◆ Exercise description: In the listing below, locate the lines bearing the word "styles". Copy every one of them.
--------------------------------
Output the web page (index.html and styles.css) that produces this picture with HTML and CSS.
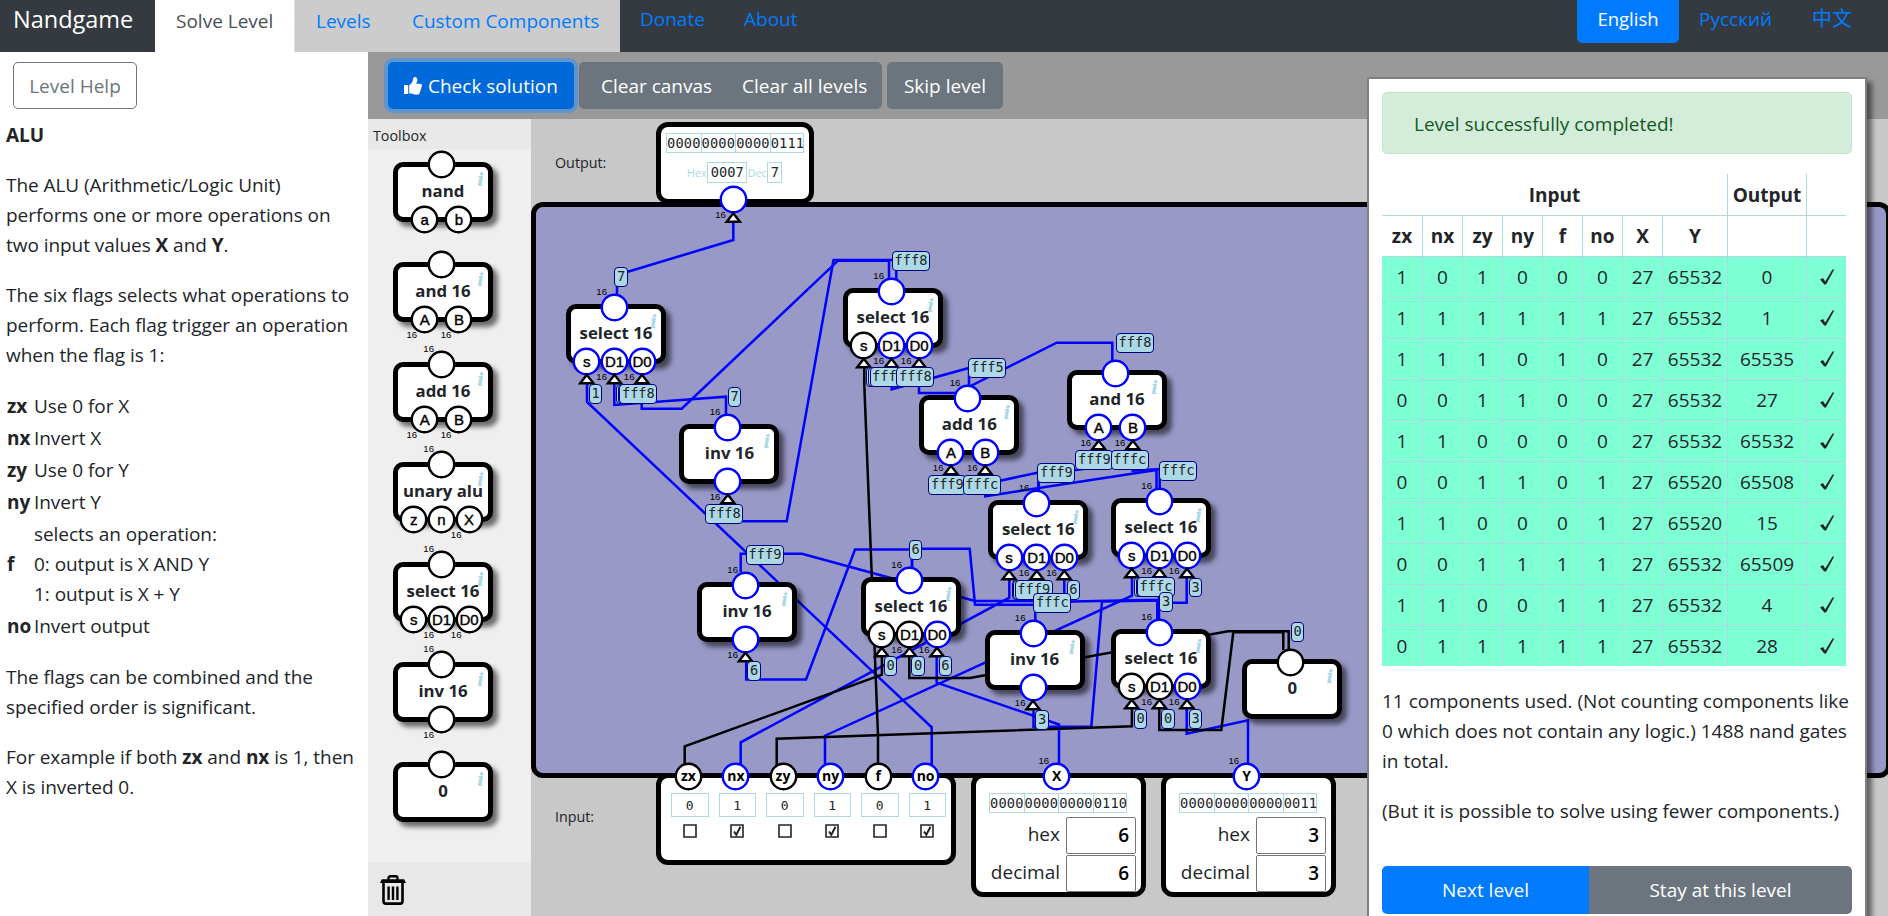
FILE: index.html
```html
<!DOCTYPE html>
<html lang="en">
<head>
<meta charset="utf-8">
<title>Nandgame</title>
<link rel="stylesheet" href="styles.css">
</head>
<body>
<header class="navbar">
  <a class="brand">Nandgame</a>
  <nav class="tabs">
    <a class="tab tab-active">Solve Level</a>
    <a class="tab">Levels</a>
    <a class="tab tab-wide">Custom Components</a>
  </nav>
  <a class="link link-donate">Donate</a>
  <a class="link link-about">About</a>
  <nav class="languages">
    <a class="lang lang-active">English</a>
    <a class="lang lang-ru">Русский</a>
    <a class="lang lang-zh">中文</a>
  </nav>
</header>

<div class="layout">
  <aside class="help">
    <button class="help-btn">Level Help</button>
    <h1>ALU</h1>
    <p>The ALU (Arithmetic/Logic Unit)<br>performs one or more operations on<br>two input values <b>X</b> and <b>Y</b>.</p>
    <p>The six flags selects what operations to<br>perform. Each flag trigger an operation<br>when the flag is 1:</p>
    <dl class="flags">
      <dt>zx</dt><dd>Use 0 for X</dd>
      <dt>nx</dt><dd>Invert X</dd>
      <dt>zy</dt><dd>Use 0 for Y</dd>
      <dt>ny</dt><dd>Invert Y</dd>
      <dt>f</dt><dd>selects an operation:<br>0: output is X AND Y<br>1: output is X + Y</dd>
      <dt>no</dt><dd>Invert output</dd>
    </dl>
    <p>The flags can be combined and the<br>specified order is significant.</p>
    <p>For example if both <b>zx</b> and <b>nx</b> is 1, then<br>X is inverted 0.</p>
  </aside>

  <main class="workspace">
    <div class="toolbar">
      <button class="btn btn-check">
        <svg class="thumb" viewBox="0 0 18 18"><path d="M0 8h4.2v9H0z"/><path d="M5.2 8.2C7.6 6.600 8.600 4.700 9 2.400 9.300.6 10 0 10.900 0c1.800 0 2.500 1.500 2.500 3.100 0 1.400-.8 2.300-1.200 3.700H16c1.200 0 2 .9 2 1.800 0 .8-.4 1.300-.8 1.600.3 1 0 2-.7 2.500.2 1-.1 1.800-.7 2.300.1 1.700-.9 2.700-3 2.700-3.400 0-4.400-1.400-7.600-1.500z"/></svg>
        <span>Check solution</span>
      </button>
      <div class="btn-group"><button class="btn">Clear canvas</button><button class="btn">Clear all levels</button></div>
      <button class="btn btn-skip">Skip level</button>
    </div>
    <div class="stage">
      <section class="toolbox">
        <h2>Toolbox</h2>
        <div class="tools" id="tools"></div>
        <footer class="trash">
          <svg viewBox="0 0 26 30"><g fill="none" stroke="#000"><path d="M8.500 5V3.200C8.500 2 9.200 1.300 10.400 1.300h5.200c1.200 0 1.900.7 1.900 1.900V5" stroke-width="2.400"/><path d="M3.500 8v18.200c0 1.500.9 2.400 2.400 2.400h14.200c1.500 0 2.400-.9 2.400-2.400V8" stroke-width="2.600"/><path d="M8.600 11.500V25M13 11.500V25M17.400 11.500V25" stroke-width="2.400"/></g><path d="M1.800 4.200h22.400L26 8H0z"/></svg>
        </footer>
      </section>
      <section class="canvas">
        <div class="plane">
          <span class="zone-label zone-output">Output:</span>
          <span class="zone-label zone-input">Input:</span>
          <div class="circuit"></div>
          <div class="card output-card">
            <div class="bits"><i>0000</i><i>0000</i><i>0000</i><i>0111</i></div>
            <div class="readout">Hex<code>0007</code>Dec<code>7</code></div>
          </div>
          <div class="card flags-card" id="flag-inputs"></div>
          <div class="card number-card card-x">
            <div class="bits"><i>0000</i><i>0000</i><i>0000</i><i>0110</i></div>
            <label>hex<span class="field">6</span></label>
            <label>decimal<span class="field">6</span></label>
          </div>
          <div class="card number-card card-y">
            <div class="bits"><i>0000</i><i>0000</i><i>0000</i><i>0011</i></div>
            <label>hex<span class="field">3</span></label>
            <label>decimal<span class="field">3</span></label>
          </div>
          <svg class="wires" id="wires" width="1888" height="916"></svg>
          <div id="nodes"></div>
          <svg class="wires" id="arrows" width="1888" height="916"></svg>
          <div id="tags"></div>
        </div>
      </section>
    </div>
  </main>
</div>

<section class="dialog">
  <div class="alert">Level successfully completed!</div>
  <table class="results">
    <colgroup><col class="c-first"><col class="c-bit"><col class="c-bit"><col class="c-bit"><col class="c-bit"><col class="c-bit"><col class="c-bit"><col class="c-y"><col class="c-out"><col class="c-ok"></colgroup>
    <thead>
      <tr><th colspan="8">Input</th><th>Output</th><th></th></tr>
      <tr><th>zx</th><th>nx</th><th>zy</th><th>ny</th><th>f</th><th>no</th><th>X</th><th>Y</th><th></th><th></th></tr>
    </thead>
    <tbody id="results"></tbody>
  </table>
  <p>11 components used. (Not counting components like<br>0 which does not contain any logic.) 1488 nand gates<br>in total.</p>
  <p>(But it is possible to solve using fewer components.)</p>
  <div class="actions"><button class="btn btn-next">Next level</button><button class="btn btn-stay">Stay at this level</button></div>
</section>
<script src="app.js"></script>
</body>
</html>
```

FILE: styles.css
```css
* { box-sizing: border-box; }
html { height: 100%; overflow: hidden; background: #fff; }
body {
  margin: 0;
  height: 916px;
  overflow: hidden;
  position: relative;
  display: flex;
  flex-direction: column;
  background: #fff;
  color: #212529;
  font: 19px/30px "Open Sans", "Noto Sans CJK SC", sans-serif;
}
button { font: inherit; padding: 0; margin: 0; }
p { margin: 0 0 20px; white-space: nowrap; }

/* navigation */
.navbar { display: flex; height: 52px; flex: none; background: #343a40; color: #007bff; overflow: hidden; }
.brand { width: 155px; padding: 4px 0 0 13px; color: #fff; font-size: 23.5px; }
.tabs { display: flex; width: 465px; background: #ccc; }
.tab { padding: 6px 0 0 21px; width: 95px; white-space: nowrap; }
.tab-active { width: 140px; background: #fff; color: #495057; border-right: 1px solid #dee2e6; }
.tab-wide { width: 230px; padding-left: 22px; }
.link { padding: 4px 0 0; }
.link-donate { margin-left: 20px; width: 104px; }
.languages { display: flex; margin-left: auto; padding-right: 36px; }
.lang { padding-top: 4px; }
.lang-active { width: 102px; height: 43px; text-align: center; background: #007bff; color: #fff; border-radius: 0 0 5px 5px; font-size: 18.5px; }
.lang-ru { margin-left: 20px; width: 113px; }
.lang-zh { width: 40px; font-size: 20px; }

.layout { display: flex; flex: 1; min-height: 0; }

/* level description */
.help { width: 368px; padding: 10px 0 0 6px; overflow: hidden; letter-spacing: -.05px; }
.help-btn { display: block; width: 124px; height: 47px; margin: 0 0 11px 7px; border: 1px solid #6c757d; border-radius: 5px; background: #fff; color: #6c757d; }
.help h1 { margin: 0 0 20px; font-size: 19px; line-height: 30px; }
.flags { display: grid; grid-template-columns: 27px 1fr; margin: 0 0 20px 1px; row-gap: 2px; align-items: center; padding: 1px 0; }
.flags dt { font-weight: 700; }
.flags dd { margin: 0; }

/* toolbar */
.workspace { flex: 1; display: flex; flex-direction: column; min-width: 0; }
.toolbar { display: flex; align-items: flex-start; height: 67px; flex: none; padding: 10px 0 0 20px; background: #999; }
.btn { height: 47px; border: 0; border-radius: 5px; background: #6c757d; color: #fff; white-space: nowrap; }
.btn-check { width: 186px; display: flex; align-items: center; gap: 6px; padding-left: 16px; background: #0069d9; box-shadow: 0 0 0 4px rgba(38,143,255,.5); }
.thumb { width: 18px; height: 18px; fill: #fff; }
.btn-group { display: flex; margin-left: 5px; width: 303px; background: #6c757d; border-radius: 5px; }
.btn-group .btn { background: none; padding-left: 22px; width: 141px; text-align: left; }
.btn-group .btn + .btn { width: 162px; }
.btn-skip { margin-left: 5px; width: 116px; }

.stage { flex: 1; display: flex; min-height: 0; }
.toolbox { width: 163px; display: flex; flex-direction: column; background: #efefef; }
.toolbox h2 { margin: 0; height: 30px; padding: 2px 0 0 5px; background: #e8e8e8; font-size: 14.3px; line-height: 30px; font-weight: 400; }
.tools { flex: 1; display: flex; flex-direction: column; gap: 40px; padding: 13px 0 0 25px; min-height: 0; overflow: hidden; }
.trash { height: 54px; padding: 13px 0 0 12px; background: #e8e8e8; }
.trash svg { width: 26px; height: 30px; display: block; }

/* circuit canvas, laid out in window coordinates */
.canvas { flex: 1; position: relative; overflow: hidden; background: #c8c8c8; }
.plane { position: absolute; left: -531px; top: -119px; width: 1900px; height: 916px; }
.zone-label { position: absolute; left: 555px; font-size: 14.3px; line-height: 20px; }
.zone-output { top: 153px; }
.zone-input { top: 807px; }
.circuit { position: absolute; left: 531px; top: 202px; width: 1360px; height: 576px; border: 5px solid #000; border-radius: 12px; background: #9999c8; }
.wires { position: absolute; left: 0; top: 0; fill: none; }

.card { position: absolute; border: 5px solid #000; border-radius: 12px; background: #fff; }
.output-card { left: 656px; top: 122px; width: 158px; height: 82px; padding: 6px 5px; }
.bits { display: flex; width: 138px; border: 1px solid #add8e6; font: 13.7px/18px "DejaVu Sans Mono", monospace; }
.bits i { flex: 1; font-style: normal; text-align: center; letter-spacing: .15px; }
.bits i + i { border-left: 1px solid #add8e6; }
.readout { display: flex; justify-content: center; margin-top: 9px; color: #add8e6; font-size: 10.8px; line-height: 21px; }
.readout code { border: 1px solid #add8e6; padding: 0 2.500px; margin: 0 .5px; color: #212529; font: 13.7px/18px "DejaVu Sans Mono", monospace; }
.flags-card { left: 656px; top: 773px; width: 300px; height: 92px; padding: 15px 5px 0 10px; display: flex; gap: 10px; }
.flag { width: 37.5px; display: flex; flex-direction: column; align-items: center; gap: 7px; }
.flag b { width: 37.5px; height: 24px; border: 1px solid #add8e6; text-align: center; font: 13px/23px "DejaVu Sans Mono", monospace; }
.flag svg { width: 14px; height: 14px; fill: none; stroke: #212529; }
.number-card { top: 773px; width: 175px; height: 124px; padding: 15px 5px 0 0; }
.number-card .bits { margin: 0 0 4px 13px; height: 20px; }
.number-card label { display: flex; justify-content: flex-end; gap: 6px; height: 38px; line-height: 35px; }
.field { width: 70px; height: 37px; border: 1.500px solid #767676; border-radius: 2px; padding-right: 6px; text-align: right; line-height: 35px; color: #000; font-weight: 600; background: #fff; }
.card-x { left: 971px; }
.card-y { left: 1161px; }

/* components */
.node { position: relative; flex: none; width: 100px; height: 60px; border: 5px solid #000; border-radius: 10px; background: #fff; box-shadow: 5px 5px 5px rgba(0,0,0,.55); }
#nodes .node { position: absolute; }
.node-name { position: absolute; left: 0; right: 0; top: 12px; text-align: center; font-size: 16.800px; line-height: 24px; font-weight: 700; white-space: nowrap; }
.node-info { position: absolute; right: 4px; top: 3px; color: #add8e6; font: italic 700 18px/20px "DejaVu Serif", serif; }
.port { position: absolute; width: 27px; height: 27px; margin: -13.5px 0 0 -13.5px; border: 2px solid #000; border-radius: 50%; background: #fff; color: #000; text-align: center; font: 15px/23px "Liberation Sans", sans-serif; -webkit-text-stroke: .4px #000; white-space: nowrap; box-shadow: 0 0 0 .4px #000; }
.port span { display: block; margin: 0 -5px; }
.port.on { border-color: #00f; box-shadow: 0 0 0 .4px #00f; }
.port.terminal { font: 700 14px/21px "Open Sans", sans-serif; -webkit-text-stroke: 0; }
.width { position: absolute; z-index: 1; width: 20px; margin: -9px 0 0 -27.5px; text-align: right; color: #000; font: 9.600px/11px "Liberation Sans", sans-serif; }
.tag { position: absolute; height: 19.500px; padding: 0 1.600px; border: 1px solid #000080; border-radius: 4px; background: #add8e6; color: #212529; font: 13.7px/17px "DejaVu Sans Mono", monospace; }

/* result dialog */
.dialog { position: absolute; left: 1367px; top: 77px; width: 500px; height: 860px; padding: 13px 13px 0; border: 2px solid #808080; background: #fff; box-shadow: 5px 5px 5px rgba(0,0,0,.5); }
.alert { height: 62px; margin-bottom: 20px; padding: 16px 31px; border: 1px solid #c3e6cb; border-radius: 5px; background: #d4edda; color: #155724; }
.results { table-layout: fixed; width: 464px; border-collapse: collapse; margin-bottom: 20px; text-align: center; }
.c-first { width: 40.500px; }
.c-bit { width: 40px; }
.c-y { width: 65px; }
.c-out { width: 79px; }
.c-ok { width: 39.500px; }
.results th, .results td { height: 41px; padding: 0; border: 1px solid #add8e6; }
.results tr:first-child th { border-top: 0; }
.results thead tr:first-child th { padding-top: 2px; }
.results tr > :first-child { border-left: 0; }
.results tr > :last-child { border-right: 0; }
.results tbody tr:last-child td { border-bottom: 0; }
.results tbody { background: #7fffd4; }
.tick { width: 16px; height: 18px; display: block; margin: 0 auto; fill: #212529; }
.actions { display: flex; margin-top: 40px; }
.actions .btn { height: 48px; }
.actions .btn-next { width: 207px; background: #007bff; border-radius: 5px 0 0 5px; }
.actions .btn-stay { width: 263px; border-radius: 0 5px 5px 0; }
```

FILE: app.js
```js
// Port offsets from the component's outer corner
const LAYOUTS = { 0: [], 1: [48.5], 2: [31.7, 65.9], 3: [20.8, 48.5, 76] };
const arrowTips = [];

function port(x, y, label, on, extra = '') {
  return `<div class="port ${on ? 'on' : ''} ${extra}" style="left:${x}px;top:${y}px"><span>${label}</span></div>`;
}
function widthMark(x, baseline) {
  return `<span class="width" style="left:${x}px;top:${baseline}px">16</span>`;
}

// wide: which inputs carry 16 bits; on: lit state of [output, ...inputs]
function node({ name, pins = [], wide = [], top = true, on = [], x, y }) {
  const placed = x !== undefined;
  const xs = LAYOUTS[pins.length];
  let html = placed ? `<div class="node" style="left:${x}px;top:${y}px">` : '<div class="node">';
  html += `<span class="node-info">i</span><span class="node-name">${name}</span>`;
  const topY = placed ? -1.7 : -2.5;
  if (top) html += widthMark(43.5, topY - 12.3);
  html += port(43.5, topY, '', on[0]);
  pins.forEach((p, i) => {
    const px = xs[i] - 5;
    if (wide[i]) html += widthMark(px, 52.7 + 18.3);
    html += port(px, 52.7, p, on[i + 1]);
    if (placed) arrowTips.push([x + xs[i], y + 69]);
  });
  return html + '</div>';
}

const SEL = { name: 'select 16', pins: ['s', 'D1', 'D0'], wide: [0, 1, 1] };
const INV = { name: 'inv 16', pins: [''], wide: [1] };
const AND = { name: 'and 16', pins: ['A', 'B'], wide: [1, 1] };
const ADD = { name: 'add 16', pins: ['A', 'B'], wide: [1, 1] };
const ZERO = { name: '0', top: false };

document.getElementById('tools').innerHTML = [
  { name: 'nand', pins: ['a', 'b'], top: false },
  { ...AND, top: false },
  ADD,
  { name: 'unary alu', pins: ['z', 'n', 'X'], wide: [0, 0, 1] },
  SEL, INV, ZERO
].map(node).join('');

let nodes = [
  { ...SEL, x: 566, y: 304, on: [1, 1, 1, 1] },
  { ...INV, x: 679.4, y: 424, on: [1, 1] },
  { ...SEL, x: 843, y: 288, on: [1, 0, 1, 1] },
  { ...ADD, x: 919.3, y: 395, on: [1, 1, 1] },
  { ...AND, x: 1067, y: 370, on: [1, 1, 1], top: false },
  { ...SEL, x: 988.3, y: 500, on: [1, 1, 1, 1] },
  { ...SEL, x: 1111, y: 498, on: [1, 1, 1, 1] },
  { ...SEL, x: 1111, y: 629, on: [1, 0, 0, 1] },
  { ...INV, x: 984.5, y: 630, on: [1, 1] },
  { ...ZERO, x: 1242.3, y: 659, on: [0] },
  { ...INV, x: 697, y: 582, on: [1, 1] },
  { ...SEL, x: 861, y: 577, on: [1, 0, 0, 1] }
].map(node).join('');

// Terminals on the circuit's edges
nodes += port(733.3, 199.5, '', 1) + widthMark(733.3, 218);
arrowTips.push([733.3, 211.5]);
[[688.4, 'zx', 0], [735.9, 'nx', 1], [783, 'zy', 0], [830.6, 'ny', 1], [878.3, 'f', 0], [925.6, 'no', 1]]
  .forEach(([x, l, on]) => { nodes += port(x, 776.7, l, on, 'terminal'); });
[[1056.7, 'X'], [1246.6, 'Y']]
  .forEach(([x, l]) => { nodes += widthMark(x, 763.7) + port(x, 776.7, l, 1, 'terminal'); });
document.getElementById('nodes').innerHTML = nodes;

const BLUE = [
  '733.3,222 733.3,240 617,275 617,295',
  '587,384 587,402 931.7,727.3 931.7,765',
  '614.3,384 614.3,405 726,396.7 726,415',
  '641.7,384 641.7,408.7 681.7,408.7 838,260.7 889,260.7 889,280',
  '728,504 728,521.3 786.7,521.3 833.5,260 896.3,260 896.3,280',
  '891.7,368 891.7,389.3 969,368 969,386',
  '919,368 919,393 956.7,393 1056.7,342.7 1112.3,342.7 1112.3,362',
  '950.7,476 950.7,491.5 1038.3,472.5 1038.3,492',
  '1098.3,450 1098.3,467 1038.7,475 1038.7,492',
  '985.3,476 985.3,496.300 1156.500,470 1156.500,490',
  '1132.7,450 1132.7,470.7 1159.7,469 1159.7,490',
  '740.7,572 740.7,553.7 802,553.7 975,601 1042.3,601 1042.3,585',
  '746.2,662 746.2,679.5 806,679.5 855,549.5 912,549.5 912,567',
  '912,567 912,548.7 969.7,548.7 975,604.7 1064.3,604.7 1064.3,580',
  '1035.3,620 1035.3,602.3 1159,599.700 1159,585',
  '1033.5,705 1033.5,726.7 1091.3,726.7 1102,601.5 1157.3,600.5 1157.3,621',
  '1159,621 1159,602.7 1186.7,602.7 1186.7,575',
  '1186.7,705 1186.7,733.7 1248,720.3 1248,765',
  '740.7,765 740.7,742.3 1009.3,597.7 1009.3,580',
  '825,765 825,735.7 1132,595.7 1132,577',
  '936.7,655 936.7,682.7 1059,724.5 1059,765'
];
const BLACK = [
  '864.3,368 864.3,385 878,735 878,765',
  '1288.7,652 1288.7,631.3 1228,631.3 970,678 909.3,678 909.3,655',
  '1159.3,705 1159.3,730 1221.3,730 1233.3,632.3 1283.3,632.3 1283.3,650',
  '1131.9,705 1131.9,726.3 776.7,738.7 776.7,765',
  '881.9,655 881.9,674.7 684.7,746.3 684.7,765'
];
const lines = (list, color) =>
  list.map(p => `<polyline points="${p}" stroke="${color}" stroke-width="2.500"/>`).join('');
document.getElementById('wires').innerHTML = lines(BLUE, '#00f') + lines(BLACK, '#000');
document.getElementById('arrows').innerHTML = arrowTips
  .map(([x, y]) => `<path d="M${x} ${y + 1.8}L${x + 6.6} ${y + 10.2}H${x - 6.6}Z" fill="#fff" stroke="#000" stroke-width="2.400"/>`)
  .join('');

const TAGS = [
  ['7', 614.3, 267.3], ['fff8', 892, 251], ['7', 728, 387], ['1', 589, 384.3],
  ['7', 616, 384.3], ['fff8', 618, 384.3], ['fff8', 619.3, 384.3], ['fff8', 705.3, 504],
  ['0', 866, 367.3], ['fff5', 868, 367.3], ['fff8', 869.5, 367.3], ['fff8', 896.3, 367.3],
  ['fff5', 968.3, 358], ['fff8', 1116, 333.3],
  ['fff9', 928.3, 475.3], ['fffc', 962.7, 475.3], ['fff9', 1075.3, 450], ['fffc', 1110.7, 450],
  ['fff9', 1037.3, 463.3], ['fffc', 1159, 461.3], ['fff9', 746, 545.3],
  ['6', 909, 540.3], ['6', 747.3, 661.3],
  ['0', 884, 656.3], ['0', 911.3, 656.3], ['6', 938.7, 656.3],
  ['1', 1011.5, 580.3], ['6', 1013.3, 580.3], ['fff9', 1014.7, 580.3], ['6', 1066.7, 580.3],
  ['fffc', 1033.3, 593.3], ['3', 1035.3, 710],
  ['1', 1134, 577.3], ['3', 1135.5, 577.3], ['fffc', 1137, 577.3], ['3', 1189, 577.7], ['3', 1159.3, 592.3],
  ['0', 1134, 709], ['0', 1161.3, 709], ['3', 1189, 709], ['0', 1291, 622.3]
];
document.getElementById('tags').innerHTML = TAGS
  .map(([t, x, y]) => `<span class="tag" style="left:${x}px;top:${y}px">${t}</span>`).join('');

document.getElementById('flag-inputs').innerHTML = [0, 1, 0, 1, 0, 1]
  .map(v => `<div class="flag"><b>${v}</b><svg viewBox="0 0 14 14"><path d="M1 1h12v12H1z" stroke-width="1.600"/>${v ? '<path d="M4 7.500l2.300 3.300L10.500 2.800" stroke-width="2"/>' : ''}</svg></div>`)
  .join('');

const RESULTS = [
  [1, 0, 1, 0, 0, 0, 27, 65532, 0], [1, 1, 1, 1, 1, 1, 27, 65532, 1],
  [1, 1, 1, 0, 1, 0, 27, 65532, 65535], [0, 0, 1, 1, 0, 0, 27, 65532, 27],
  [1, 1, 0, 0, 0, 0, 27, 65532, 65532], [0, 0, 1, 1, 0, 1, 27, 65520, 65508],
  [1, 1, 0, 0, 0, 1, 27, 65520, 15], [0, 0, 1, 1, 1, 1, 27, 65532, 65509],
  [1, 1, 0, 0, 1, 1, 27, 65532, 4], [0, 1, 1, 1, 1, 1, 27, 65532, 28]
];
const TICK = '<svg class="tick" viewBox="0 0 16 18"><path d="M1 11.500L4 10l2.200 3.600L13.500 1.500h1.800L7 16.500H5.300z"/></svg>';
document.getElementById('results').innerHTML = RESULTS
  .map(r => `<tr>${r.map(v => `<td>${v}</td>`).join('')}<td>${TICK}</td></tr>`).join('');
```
--------------------------------
◆ Response to the exercise:
Output the web page (index.html and styles.css) that produces this picture with HTML and CSS.
<link rel="stylesheet" href="styles.css">
FILE: styles.css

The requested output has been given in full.